The Families First Coronavirus Response Act (the Act) requires group health plans and health insurance issuers to cover testing for COVID-19, effective March 18, 2020. Group health plans include fully-insured, self-insured plans, and grandfathered plans of any size. Under the Act, diagnostic testing to determine whether a covered individual has COVID-19 and the administration of the testing must be provided at no cost (e.g., deductible, copayments, or coinsurance), without prior authorization or other medical management requirements. All respective costs must be covered by the plan.
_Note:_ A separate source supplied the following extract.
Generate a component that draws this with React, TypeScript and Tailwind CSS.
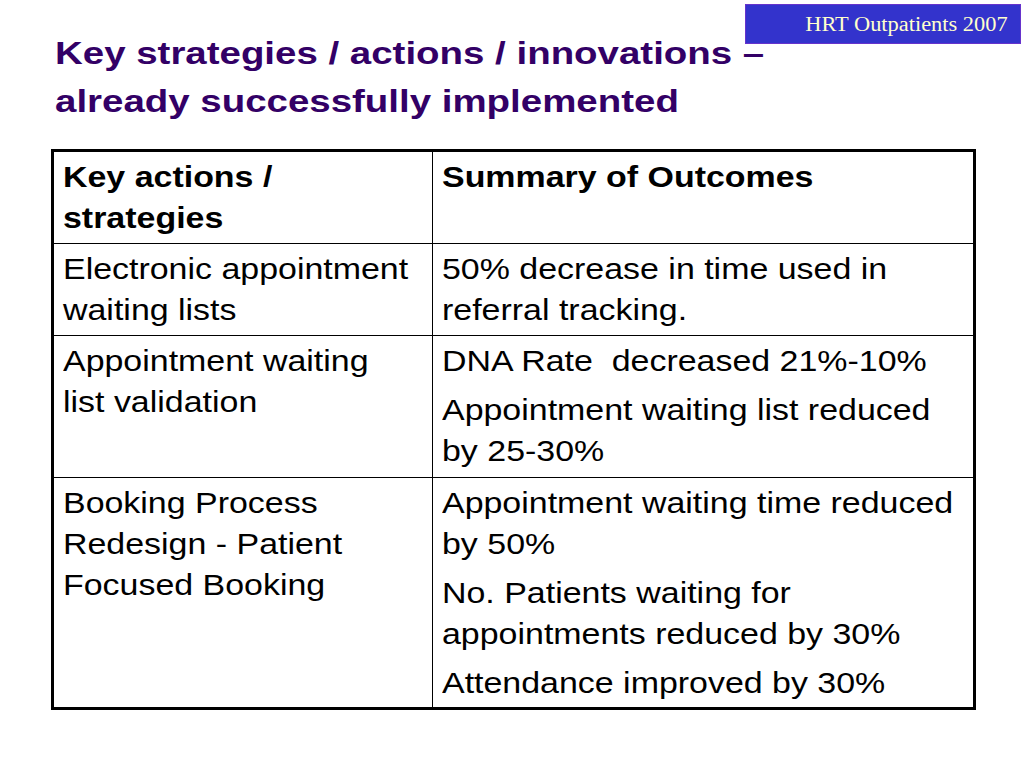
// each entry is a paragraph, each paragraph a list of lines as broken in the slide
type Para = string[];

const rows: { left: Para[]; right: Para[]; h: string }[] = [
  {
    left: [["Electronic appointment", "waiting lists"]],
    right: [["50% decrease in time used in", "referral tracking."]],
    h: "h-[92px]",
  },
  {
    left: [["Appointment waiting", "list validation"]],
    right: [["DNA Rate\u00a0 decreased 21%-10%"], ["Appointment waiting list reduced", "by 25-30%"]],
    h: "h-[142px]",
  },
  {
    left: [["Booking Process", "Redesign - Patient", "Focused Booking"]],
    right: [
      ["Appointment waiting time reduced", "by 50%"],
      ["No. Patients waiting for", "appointments reduced by 30%"],
      ["Attendance improved by 30%"],
    ],
    h: "h-[231px]",
  },
];

const Cell = ({ paras, bold, right }: { paras: Para[]; bold?: boolean; right?: boolean }) => (
  <td className={`align-top pl-[9px] pt-[5px] ${right ? "" : "border-r border-black"} ${bold ? "font-bold" : ""}`}>
    <div className="flex flex-col gap-[8px]">
      {paras.map((p, i) => (
        <div key={i}>
          {p.map((l) => (
            <p key={l} className="whitespace-nowrap origin-left scale-x-[1.17]">
              {l}
            </p>
          ))}
        </div>
      ))}
    </div>
  </td>
);

export default function App() {
  return (
    <div className="w-[1024px] h-[768px] bg-white relative overflow-hidden font-['Liberation_Sans',Arial,sans-serif]">
      <div className="absolute top-[4px] left-[745px] w-[276px] h-[40px] bg-[#3333cc] border border-[#6633cc] flex items-center justify-end pr-[12px]">
        <span className="font-['Liberation_Serif',serif] text-[20px] text-[#ffffcc] whitespace-nowrap origin-right scale-x-[1.12]">
          HRT Outpatients 2007
        </span>
      </div>
      <div className="pt-[30px] pl-[55px]">
        <h1 className="text-[31px] leading-[48px] font-bold text-[#330066]">
          <span className="block whitespace-nowrap origin-left scale-x-[1.24]">Key strategies / actions / innovations –</span>
          <span className="block whitespace-nowrap origin-left scale-x-[1.24]">already successfully implemented</span>
        </h1>
      </div>
      <div className="pl-[51px] pt-[23px]">
        <table className="w-[925px] border-collapse border-[3px] border-black text-[29px] leading-[41px] text-black">
          <colgroup>
            <col className="w-[380px]" />
            <col />
          </colgroup>
          <tbody>
            <tr className="h-[93px] border-b border-black">
              <Cell paras={[["Key actions /", "strategies"]]} bold />
              <Cell paras={[["Summary of Outcomes"]]} bold right />
            </tr>
            {rows.map((r, i) => (
              <tr key={i} className={`border-b border-black ${r.h}`}>
                <Cell paras={r.left} />
                <Cell paras={r.right} right />
              </tr>
            ))}
          </tbody>
        </table>
      </div>
    </div>
  );
}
The Act does not require employer group health plans to cover the costs for treatment of COVID-19. If the group health plan does cover the treatment, there is no requirement that such coverage be provided on a no-cost basis. Do note, fully insured plans may be under a state mandate to provide COVID-19 treatment at reduced or no cost to covered individuals. Self-insured plans should check with their claims administrator regarding the testing covered at no cost and work with their stop-loss carrier before providing coverage that is more generous than required under the Act.

To reflect these changes due to the COVID-19 pandemic and respective regulations, employers sponsoring group health plans will have to amend their plan documents, including the written plan document, accompanying summary plan description (SPD) and summary of benefits and coverage (SBC), to add the required COVID-19 testing provision and any benefit changes for coverage of treatment. Another area an employer should review and amend are any provisions regarding coverage during a leave of absence, furlough, or layoff. The Act enacts a new emergency paid sick leave and revises the Families Medical Leave Act (FMLA) for certain employers for leaves related to COVID-19. Employer can learn more about Expanded FMLA and Emergency Paid Sick Leave here. Additional considerations on how leaves, layoffs and furloughs impact employee’s health benefits can be found here.

Employers will need to communicate these changes with plan participants, including employees, retirees, COBRA/continuation persons, and Qualified Medical Child Support Orders (QMCSO) alternate recipients. ERISA group health plans must notify plan participants by providing a summary of material modifications (SMM). SMMs must be furnished in a way “reasonably calculated to ensure actual receipt of the material.” As we are in a time of social distancing, with a lot of employees not actually being in the office, this could be accomplished through written messages (e.g., first class mail), electronic messages, postings, or old-fashioned phone messaging.

As the situation is constantly evolving with new legislation coming out from both the federal and state level, employers should keep an eye out for any future regulatory guidance.